Objective: Please retype the data in full and exactly; the pictures are not part of the copy.

Material provided:
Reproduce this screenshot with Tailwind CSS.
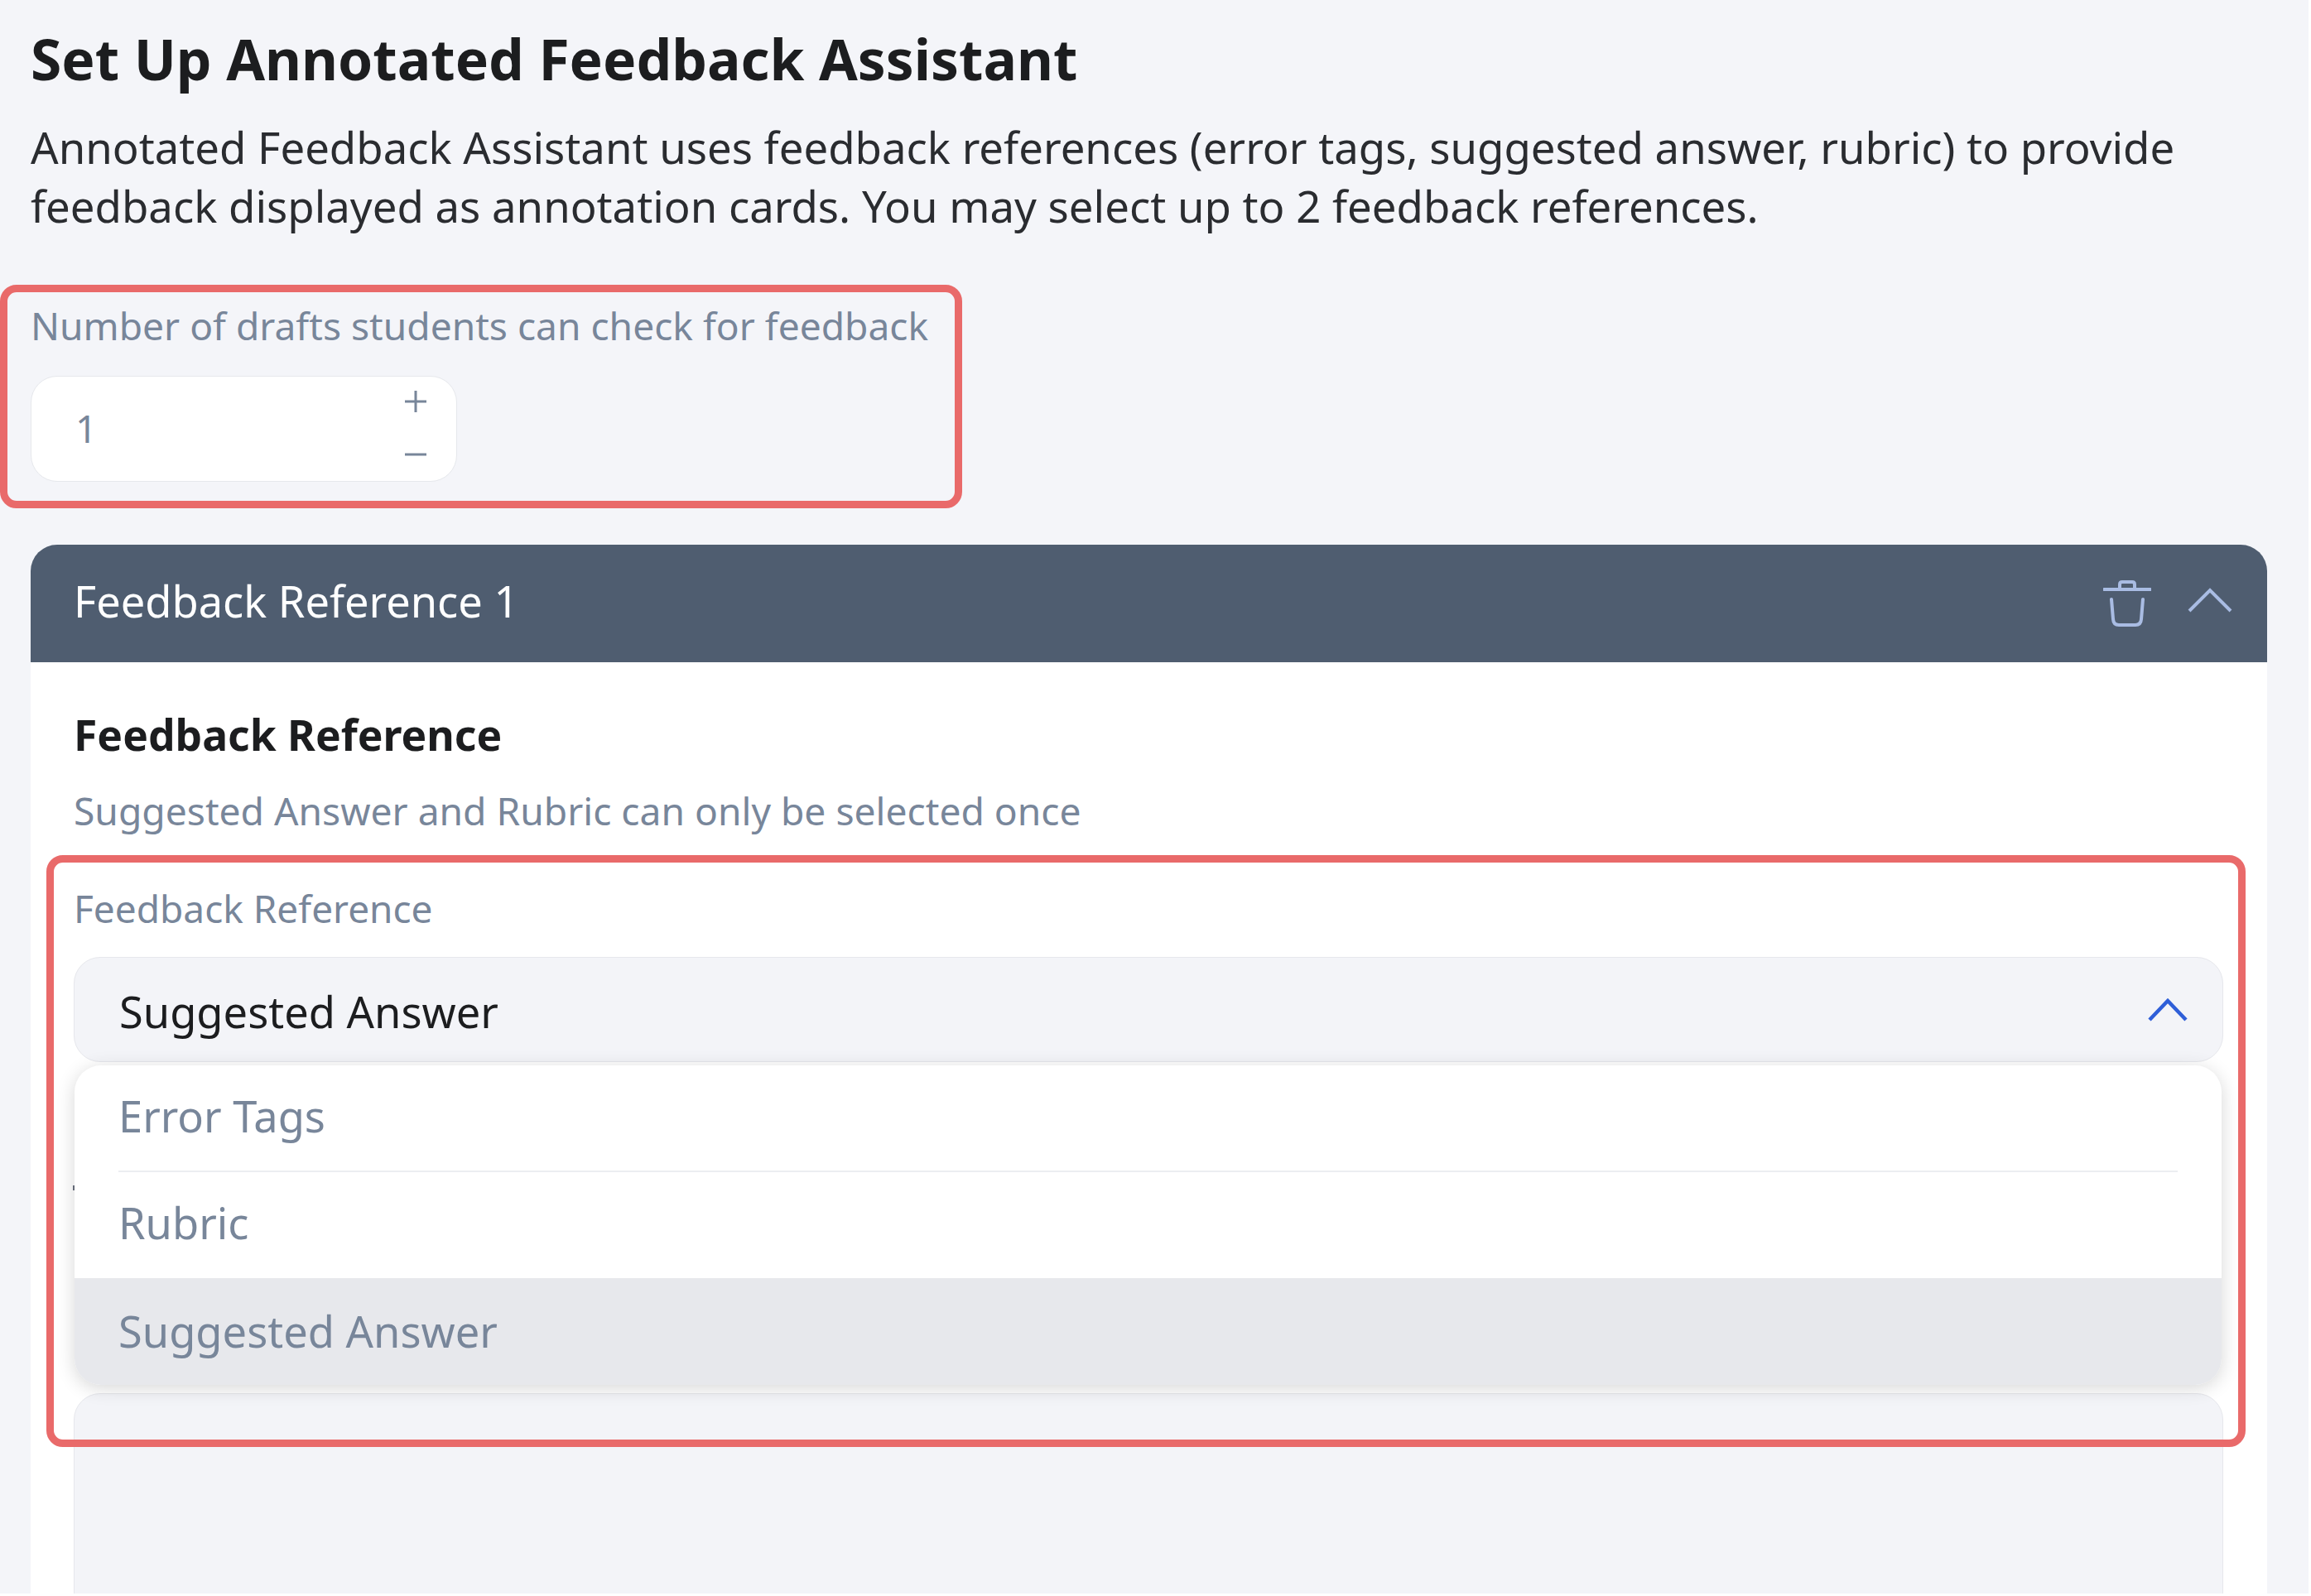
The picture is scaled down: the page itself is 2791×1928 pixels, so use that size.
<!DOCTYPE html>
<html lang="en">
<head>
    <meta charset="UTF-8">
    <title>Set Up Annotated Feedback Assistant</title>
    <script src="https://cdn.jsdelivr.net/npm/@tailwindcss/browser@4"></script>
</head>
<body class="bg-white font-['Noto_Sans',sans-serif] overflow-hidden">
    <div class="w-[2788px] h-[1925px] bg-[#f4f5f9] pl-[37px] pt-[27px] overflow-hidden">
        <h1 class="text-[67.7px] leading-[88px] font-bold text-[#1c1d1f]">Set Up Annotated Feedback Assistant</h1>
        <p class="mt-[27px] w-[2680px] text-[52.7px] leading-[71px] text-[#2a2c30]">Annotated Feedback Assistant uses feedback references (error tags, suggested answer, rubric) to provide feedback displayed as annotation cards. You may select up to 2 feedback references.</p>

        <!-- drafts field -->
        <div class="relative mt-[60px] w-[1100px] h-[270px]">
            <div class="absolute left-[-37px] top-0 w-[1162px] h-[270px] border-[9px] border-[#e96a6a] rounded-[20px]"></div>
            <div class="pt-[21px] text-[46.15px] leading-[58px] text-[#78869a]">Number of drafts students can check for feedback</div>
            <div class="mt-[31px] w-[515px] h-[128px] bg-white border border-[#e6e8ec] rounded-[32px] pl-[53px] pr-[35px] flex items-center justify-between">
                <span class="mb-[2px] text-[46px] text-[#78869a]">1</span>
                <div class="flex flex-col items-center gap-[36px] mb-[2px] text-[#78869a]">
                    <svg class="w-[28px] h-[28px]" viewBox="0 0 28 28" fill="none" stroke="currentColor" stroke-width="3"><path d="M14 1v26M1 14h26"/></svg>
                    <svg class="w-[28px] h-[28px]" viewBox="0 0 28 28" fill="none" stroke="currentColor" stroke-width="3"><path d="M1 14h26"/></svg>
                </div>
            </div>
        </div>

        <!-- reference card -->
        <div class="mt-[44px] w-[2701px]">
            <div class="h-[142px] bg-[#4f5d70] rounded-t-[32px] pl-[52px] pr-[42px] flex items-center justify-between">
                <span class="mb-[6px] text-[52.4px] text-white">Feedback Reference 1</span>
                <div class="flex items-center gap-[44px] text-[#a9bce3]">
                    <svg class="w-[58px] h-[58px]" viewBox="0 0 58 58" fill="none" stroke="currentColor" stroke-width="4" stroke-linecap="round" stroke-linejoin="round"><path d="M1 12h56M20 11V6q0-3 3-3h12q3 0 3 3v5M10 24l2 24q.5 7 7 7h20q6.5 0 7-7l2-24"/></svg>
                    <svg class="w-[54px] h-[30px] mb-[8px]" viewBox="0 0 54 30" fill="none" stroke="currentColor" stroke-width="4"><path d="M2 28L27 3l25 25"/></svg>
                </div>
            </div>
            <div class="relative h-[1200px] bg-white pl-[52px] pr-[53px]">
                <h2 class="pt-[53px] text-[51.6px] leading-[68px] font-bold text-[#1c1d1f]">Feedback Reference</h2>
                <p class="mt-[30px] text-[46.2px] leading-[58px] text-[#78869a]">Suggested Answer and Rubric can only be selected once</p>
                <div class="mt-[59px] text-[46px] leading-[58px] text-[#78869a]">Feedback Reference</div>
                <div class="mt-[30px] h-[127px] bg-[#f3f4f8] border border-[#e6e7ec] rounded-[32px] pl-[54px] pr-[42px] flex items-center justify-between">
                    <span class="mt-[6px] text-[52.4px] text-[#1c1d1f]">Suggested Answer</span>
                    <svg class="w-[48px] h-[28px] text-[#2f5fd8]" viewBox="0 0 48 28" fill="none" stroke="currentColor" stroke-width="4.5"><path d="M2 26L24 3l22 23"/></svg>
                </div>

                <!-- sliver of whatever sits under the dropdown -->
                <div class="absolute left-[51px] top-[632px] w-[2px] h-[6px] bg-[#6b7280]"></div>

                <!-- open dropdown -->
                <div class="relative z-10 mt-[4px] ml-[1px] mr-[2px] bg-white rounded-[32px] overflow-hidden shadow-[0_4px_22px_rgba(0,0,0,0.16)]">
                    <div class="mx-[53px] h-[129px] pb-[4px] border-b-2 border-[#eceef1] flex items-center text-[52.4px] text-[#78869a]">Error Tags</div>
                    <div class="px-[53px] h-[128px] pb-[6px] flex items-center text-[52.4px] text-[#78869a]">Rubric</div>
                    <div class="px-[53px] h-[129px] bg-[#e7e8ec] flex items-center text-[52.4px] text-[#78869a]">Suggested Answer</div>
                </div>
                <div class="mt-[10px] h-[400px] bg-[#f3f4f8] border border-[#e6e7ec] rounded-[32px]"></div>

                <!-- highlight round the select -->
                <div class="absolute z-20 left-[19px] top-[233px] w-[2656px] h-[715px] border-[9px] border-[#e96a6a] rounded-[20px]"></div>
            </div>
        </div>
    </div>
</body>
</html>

Result of this task:
Reproduce this screenshot with Tailwind CSS.
The picture is scaled down: the page itself is 2791×1928 pixels, so use that size.
<!DOCTYPE html>
<html lang="en">
<head>
    <meta charset="UTF-8">
    <title>Set Up Annotated Feedback Assistant</title>
    <script src="https://cdn.jsdelivr.net/npm/@tailwindcss/browser@4"></script>
</head>
<body class="bg-white font-['Noto_Sans',sans-serif] overflow-hidden">
    <div class="w-[2788px] h-[1925px] bg-[#f4f5f9] pl-[37px] pt-[27px] overflow-hidden">
        <h1 class="text-[67.7px] leading-[88px] font-bold text-[#1c1d1f]">Set Up Annotated Feedback Assistant</h1>
        <p class="mt-[27px] w-[2680px] text-[52.7px] leading-[71px] text-[#2a2c30]">Annotated Feedback Assistant uses feedback references (error tags, suggested answer, rubric) to provide feedback displayed as annotation cards. You may select up to 2 feedback references.</p>

        <!-- drafts field -->
        <div class="relative mt-[60px] w-[1100px] h-[270px]">
            <div class="absolute left-[-37px] top-0 w-[1162px] h-[270px] border-[9px] border-[#e96a6a] rounded-[20px]"></div>
            <div class="pt-[21px] text-[46.15px] leading-[58px] text-[#78869a]">Number of drafts students can check for feedback</div>
            <div class="mt-[31px] w-[515px] h-[128px] bg-white border border-[#e6e8ec] rounded-[32px] pl-[53px] pr-[35px] flex items-center justify-between">
                <span class="mb-[2px] text-[46px] text-[#78869a]">1</span>
                <div class="flex flex-col items-center gap-[36px] mb-[2px] text-[#78869a]">
                    <svg class="w-[28px] h-[28px]" viewBox="0 0 28 28" fill="none" stroke="currentColor" stroke-width="3"><path d="M14 1v26M1 14h26"/></svg>
                    <svg class="w-[28px] h-[28px]" viewBox="0 0 28 28" fill="none" stroke="currentColor" stroke-width="3"><path d="M1 14h26"/></svg>
                </div>
            </div>
        </div>

        <!-- reference card -->
        <div class="mt-[44px] w-[2701px]">
            <div class="h-[142px] bg-[#4f5d70] rounded-t-[32px] pl-[52px] pr-[42px] flex items-center justify-between">
                <span class="mb-[6px] text-[52.4px] text-white">Feedback Reference 1</span>
                <div class="flex items-center gap-[44px] text-[#a9bce3]">
                    <svg class="w-[58px] h-[58px]" viewBox="0 0 58 58" fill="none" stroke="currentColor" stroke-width="4" stroke-linecap="round" stroke-linejoin="round"><path d="M1 12h56M20 11V6q0-3 3-3h12q3 0 3 3v5M10 24l2 24q.5 7 7 7h20q6.5 0 7-7l2-24"/></svg>
                    <svg class="w-[54px] h-[30px] mb-[8px]" viewBox="0 0 54 30" fill="none" stroke="currentColor" stroke-width="4"><path d="M2 28L27 3l25 25"/></svg>
                </div>
            </div>
            <div class="relative h-[1200px] bg-white pl-[52px] pr-[53px]">
                <h2 class="pt-[53px] text-[51.6px] leading-[68px] font-bold text-[#1c1d1f]">Feedback Reference</h2>
                <p class="mt-[30px] text-[46.2px] leading-[58px] text-[#78869a]">Suggested Answer and Rubric can only be selected once</p>
                <div class="mt-[59px] text-[46px] leading-[58px] text-[#78869a]">Feedback Reference</div>
                <div class="mt-[30px] h-[127px] bg-[#f3f4f8] border border-[#e6e7ec] rounded-[32px] pl-[54px] pr-[42px] flex items-center justify-between">
                    <span class="mt-[6px] text-[52.4px] text-[#1c1d1f]">Suggested Answer</span>
                    <svg class="w-[48px] h-[28px] text-[#2f5fd8]" viewBox="0 0 48 28" fill="none" stroke="currentColor" stroke-width="4.5"><path d="M2 26L24 3l22 23"/></svg>
                </div>

                <!-- sliver of whatever sits under the dropdown -->
                <div class="absolute left-[51px] top-[632px] w-[2px] h-[6px] bg-[#6b7280]"></div>

                <!-- open dropdown -->
                <div class="relative z-10 mt-[4px] ml-[1px] mr-[2px] bg-white rounded-[32px] overflow-hidden shadow-[0_4px_22px_rgba(0,0,0,0.16)]">
                    <div class="mx-[53px] h-[129px] pb-[4px] border-b-2 border-[#eceef1] flex items-center text-[52.4px] text-[#78869a]">Error Tags</div>
                    <div class="px-[53px] h-[128px] pb-[6px] flex items-center text-[52.4px] text-[#78869a]">Rubric</div>
                    <div class="px-[53px] h-[129px] bg-[#e7e8ec] flex items-center text-[52.4px] text-[#78869a]">Suggested Answer</div>
                </div>
                <div class="mt-[10px] h-[400px] bg-[#f3f4f8] border border-[#e6e7ec] rounded-[32px]"></div>

                <!-- highlight round the select -->
                <div class="absolute z-20 left-[19px] top-[233px] w-[2656px] h-[715px] border-[9px] border-[#e96a6a] rounded-[20px]"></div>
            </div>
        </div>
    </div>
</body>
</html>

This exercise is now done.